VIAJE SENTIMENTAL POR FRANCIA E ITALIA (Lawrence Sterne, 1768)

Benito Arias
 
   La última obra publicada por Laurence Sterne (1713-1768), en dos volúmenes, e inacabada o digamos más bien "abierta" como su Tristram Shandy, se tituló A Sentimental Journey through France and Italy (1768) y el narrador de la obra es Mr. Yorick, un personaje de su Tristram Shandy que por su parte es un trasunto del propio Sterne. "Sentimental" aquí significa de aprendizaje en relación con la formación del carácter, ya que los sucesos del viaje despiertan una suerte de reflexión encaminada al perfeccionamiento moral. Tiene por tanto una cierta relación con la escuela moralista francesa, ya que la moral y las costumbres son el motivo conductor del relato, pero por contenidos se sitúa en la estela empirista de David Hume, por esa relación entre moral y buenos sentimientos. El narrador se coloca en el lado opuesto al viajero que se limita a describir ciudades y grandes edificios, a valorar y criticar puntillosamente lo que observa (Smollett es la bestia negra de Sterne). La obra se compone de muchas viñetas anecdóticas ligadas a las diversas localizaciones por las que va pasando, pero apenas contiene descripciones, ya que se centra en las reacciones emotivas de Yorick y sus divagaciones, a menudo impulsadas por  menudencias. El sentido del humor es fino y amable, la actitud del narrador es caballerosa, siempre buscando el justo punto de sus reacciones, si bien a menudo se deja llevar por la generosidad y la piedad, bajo premisas no muy explícitas de tipo religioso, ya que Yorick es un pastor protestante al igual que su creador, Sterne.
   Del lado temático, lo más destacable me parece el espíritu galante del personaje, de hecho las escenas más frescas y deliciosas del libro son  las que involucran sus escarceos amorosos, por ejemplo en Calais, donde dedica varias viñetas a una breve conversación con una joven dama, sabremos al final que reciente viuda, mientras analizan sillas de posta para su viaje. Espontáneamente, nuestro Yorick le sostiene la mano a la joven y ella no la retira, es más, se la deja confiadamente. logrando transmitir un sutil erotismo a pesar del escaso contacto físico.

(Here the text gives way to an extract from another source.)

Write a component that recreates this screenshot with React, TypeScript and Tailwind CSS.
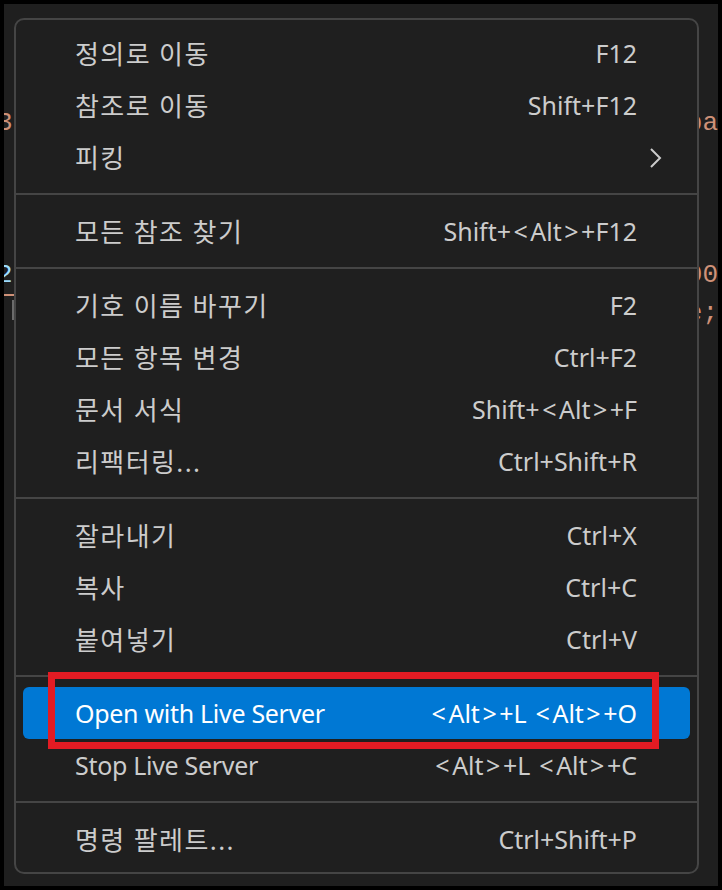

   La obra es sorprendente y justifica por sí sola la fama de Sterne como predecesor del postmodernismo literario. Entre otras cosas, por la brevedad de las escenas, por los títulos repetidos, por la mezcla de análisis objetivo-subjetivo, por el comienzo in media res y sin explicaciones, por la introducción de ensayos en medio del relato, y de modo especial un "Prólogo" en el sexto capítulo o viñeta (con una graciosa clasificación de los tipos de viajero) y, especialmente, por los fragmentos que trufan la obra con entindad autónoma, y que son auténticos relatos intercalados, siendo además novedosos minicuentos (mi favorito es el Fragmento de la primera parte donde se describen los efectos sobre la ciudad de Abdera de la representación de una obra de Eurípides). Naturalmente, casi todo ello lo aprendió Sterne de Cervantes y su Quijote, ineludible referente de toda literatura experimental.
   En cuanto a la edición recomendada, debo decir que empiezo a ser, sin proponérmelo, un modesto coleccionista de traducciones del Viaje, y que si bien empecé por una no del todo satisfactoria, la de Bruguera, que fue mi primera lectura, después he ido acumulando ediciones y relecturas, en este orden: la añeja versión de Alfonso Reyes que fusilan con leves cambios en la anterior, la de Max Lacruz en Impedimenta, bien traducida y editada, y por fin la que motiva esta reseña y mi reciente relectura, la traducción de Jesús del Campo en una bella edición de la editorial ovetense KRK, con ilustraciones del traductor, que también prologa y añade un relato inédito de Sterne en castellano: "Historia de un capote bueno y de abrigo". Tiene la peculiaridad de respetar la extraña puntuación de Sterne y su también extraño uso de los guiones; la experiencia de lectura es similar a la que deja el Tristram de Javier Marías.
   Por su levedad en el tono, la humanidad en el contenido, la sensibilidad de las relaciones galantes y la forma adelantada a su época, el Viaje sentimental es una obra que se lee como si hubiera aparecido en nuestros días.